The Women’s Battalions’ link with the Provisional Government earned them the unending hostility of Lenin and his Bolsheviks. This not only earned them disbandment and official lack of recognition, but also cost them their place in the history books. The Bolsheviks downplayed and concealed the actual record of Yashka’s women at Molodechno; their existence was simply not a convenient fact. The Women’s Battalions were nearly erased from history by the Soviet Union since they did not fit the narrative – and because they had chosen the wrong side.
Yashka chose the wrong side as well. With her battalions disbanded and denigrated by the Reds, she joined the Whites in the Russian Civil War.
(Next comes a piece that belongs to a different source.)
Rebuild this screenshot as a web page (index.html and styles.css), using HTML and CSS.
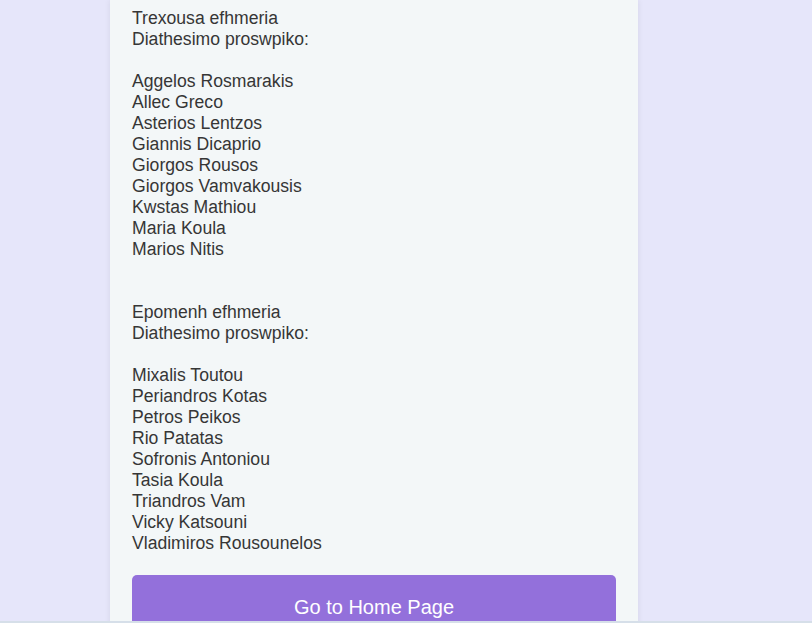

When the movement fell apart, she returned home to her parents, but the Bolsheviks could not allow an alternate source of history to live in peace. She was tracked down by the Cheka secret police and shot on May 16, 1920, at 30 years old. Many of the other women managed to emigrate to the West; anything to escape the reign of Stalin.
The Kerensky Offensive, far from being the victory Russia needed, proved its last major battle of World War I. The military disaster completely discredited the Kerensky Government and paved the way for Lenin to seize power and start Russia on the road to Communism. Forgotten in all this mayhem was the brief shining moment when women took up arms and proved they could fight. That, and much else, went down the memory hole of the Soviet Union.